What to do, what to do? I just kept hearing in my head all of the other advice I’ve read: “If I see queen cells, I pull them into a nuc and make a split.” But if they’re swarming I don’t want to lose my new VSH queen, I just got her! Plus I don’t know how long the VSH trait remains expressed through the generations. How many daughters later do I need to replace the queen? I need to ask Adam. So to hopefully prevent a swarm, I pulled out Queen Vivienne, put her into a nuc with 3 frames mixed of pollen, honey and brood. I didn’t worry about getting brood because there is a laying queen in there. I added 2 undrawn foundation frames. I did shake in about 3-4 frames of bees but I couldn’t use the frames that had a good mass of bees because those frames had active queen cells and if you shake a queen cell you can really damage the developing larva. Don’t want to do that! So I got what I could. At least Melissa now has the ability to make a queen, I still have the Queen Vivienne and she’ll keep laying.
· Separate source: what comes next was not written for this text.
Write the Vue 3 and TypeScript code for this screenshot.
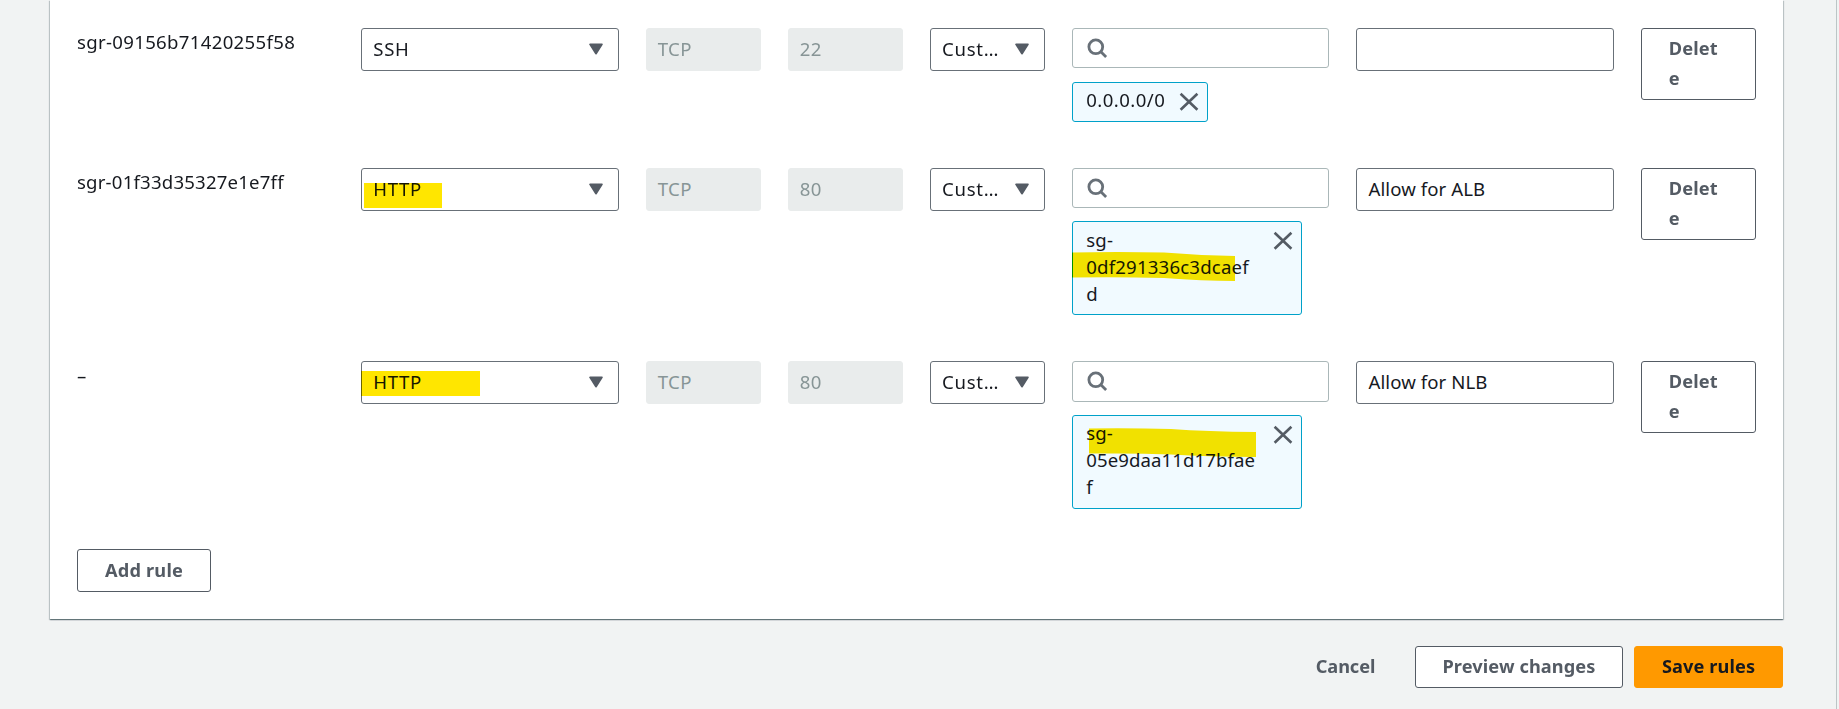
<script setup lang="ts">
interface Rule {
  key: string
  id: string
  type: string
  port: string
  description: string
  source: string[]
  mark: 'none' | 'short' | 'long'
}

const rules: Rule[] = [
  { key: 'ssh', id: 'sgr-09156b71420255f58', type: 'SSH', port: '22', description: '', source: ['0.0.0.0/0'], mark: 'none' },
  { key: 'alb', id: 'sgr-01f33d35327e1e7ff', type: 'HTTP', port: '80', description: 'Allow for ALB', source: ['sg-', '0df291336c3dcaef', 'd'], mark: 'short' },
  { key: 'nlb', id: '–', type: 'HTTP', port: '80', description: 'Allow for NLB', source: ['sg-', '05e9daa11d17bfae', 'f'], mark: 'long' },
]
</script>

<template>
  <div class="page">
    <main class="content">
      <section class="card">
        <div class="rules">
          <div v-for="rule in rules" :key="rule.key" class="rule" :class="rule.key">
            <div class="rule-id">{{ rule.id }}</div>
            <div class="field type">
              <span>{{ rule.type }}</span>
              <svg class="caret" width="14" height="12" viewBox="0 0 14 12">
                <path d="M1 1.3h12L7 10.7z" />
              </svg>
              <i v-if="rule.mark !== 'none'" class="marker" :class="rule.mark"></i>
            </div>
            <div class="field disabled tcp">TCP</div>
            <div class="field disabled">{{ rule.port }}</div>
            <div class="field custom">
              <span>Cust…</span>
              <svg class="caret" width="14" height="12" viewBox="0 0 14 12">
                <path d="M1 1.3h12L7 10.7z" />
              </svg>
            </div>
            <div class="source">
              <div class="search">
                <svg width="21" height="21" viewBox="0 0 21 21">
                  <circle cx="8.8" cy="8.8" r="6.9" />
                  <path d="M13.6 13.6l5.5 5.5" />
                </svg>
              </div>
              <div class="chip" :class="{ wide: rule.source.length > 1 }">
                <div class="chip-text">
                  <div v-for="line in rule.source" :key="line">{{ line }}</div>
                </div>
                <svg class="close" width="20" height="20" viewBox="0 0 20 20">
                  <path d="M1.6 1.7l16.8 16M18.4 1.7L1.6 17.7" />
                </svg>
                <svg v-if="rule.mark === 'short'" class="stroke alb-stroke" width="163" height="29" viewBox="0 0 163 29">
                  <path d="M0 .6Q40-.5 92 .5Q128 3.5 163 4V29Q130 29 92 26Q40 24.5 0 25.6z" />
                </svg>
                <svg v-if="rule.mark === 'long'" class="stroke nlb-stroke" width="167" height="29" viewBox="0 0 167 29">
                  <path d="M0 .4Q44-.2 82 1Q118 3.6 167 4V29Q118 28.8 82 26.4Q44 25 0 25.6z" />
                </svg>
              </div>
            </div>
            <div class="field description">{{ rule.description }}</div>
            <button class="button delete"><span>Delet</span><span>e</span></button>
          </div>
        </div>
        <button class="button add">Add rule</button>
      </section>
      <footer class="actions">
        <button class="button link">Cancel</button>
        <button class="button preview">Preview changes</button>
        <button class="button primary">Save rules</button>
      </footer>
    </main>
    <aside class="edge"></aside>
  </div>
</template>

<style>
body {
  margin: 0;
  background: #f1f3f3;
}
</style>

<style scoped>
.page {
  box-sizing: border-box;
  width: 1839px;
  height: 709px;
  overflow: hidden;
  display: flex;
  justify-content: space-between;
  background: #f1f3f3;
  color: #16191f;
  font: 18.6px/27px "Noto Sans", "Open Sans", sans-serif;
  letter-spacing: 0.08px;
}
.content {
  width: 1733px;
  margin-left: 50px;
}
.edge {
  width: 2px;
  border-left: 1px solid #bcc5c6;
}
.card {
  box-sizing: border-box;
  height: 619px;
  padding: 28px 27px 0;
  background: #fff;
  box-shadow: 0 1px 1px rgba(0, 28, 36, 0.4), 1px 1px 1px rgba(0, 28, 36, 0.17), -1px 1px 1px rgba(0, 28, 36, 0.17);
}
.rules {
  display: flex;
  flex-direction: column;
  gap: 46px;
}
.rule {
  display: grid;
  grid-template-columns: repeat(12, 1fr);
  column-gap: 27px;
  align-items: start;
}
.rule-id,
.type,
.source,
.description {
  grid-column: span 2;
}
.rule-id {
  letter-spacing: 0.32px;
}
.alb .rule-id {
  letter-spacing: 0.2px;
}
.nlb .rule-id {
  padding-top: 1px;
}
.field {
  box-sizing: border-box;
  height: 43px;
  padding: 0 15px 2px 11px;
  display: flex;
  align-items: center;
  justify-content: space-between;
  position: relative;
  border: 1px solid #687078;
  border-radius: 3px;
  background: #fff;
  white-space: nowrap;
}
.type {
  letter-spacing: 0.6px;
}
.custom {
  letter-spacing: 0.7px;
}
.disabled {
  border-color: #e9ecec;
  background: #e9ecec;
  color: #879596;
  letter-spacing: 0.4px;
}
.caret {
  display: block;
  margin-top: 1px;
  fill: #545b64;
  stroke: #545b64;
  stroke-width: 1.6;
  stroke-linejoin: round;
}
.source {
  display: flex;
  flex-direction: column;
  align-items: flex-start;
  gap: 14px;
}
.alb .source,
.nlb .source {
  gap: 13px;
}
.search {
  box-sizing: border-box;
  width: 100%;
  height: 40px;
  padding: 9px 14px;
  border: 1px solid #aab7b8;
  border-radius: 3px;
  background: #fff;
}
.nlb .search {
  height: 41px;
}
.search svg {
  display: block;
  fill: none;
  stroke: #687078;
  stroke-width: 2.8;
}
.chip {
  box-sizing: border-box;
  height: 40px;
  width: 136px;
  padding: 3px 8px 0 13px;
  display: flex;
  justify-content: space-between;
  align-items: flex-start;
  position: relative;
  border: 1px solid #00a1c9;
  border-radius: 3px;
  background: #f1faff;
  letter-spacing: 0.45px;
  white-space: nowrap;
}
.chip.wide {
  width: 230px;
  height: 94px;
  letter-spacing: 0.2px;
}
.alb .chip-text {
  padding-top: 1px;
}
.nlb .chip.wide {
  letter-spacing: 0.1px;
}
.close {
  display: block;
  margin-top: 6px;
  fill: none;
  stroke: #545b64;
  stroke-width: 2.6;
}
.marker,
.stroke {
  position: absolute;
  mix-blend-mode: multiply;
}
.marker {
  height: 25px;
  background: #ffe600;
}
.marker.short {
  left: 2px;
  top: 14px;
  width: 78px;
}
.marker.long {
  left: -1px;
  top: 8.5px;
  width: 119px;
}
.stroke {
  fill: #ffe600;
}
.alb-stroke {
  left: -1px;
  top: 30px;
}
.nlb-stroke {
  left: 16px;
  top: 12px;
}
.button {
  box-sizing: border-box;
  height: 43px;
  margin: 0;
  padding: 0 26px;
  border: 1px solid #545b64;
  border-radius: 3px;
  background: #fff;
  color: #545b64;
  font: 700 18.2px/27px "Noto Sans", "Open Sans", sans-serif;
  letter-spacing: 0.1px;
  white-space: nowrap;
}
.delete {
  height: 72px;
  padding: 4px 0 0 27px;
  display: flex;
  flex-direction: column;
  justify-content: flex-start;
  align-items: flex-start;
  line-height: 30px;
}
.add {
  display: block;
  width: 134px;
  margin-top: 40px;
  letter-spacing: 0.2px;
}
.actions {
  margin-top: 27px;
  display: flex;
  justify-content: flex-end;
}
.actions .button {
  height: 42px;
  padding: 0 0 2px;
}
.actions .link {
  width: 115px;
  margin-right: 12px;
  border-color: transparent;
  background: transparent;
  letter-spacing: -0.1px;
}
.preview {
  width: 208px;
  margin-right: 11px;
}
.actions .primary {
  width: 149px;
  border-color: #ff9900;
  background: #ff9900;
  color: #16191f;
}
</style>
Back to Queen Maria: I went back to her under the tree and found a slew of bees on her cage. Poor things they just wanted their queen. I started to take her toward the house (I planned to keep her in the utility room until I figured out what to do with her) when I noticed the workers LEAVING the mesh. I started thinking “Uh oh” (this is how slow I can be sometimes) “If they’re coming out now, then that means they’ll come out later when they’re in the house…that’s not good.” I also happened to notice at this time that there were many, many more bees in the cage with her than I added originally. Holy crap they had crawled in there with her! There were about 20 workers in there! Could you even imagine what would have happened in the house as they came out? Ugh. So I got a piece of cheese cloth and a rubber band, covered the mesh with the cheese cloth and I think there was adequate air supplied. I gave them a big smear of honey on Sunday and Monday and when I went to check them Wednesday, [sob] I found the queen and one attendant dead. The others were very sluggish. Do you think there wasn’t enough air or food? I felt soooooooooooo horrible. I had planned to go into the hive on Wednesday to pull some frames to make a nuc for Queen Maria because I felt terrible for keeping her from being a queen. But I was too late. Seeing Queen Vivienne so big and beautiful with so many frames of brood and eggs already, I felt a little better. But still.
On to the gardening front, we’ve harvest >60 pounds of tomatoes since Sunday the 8th. And it’s only going to get worse.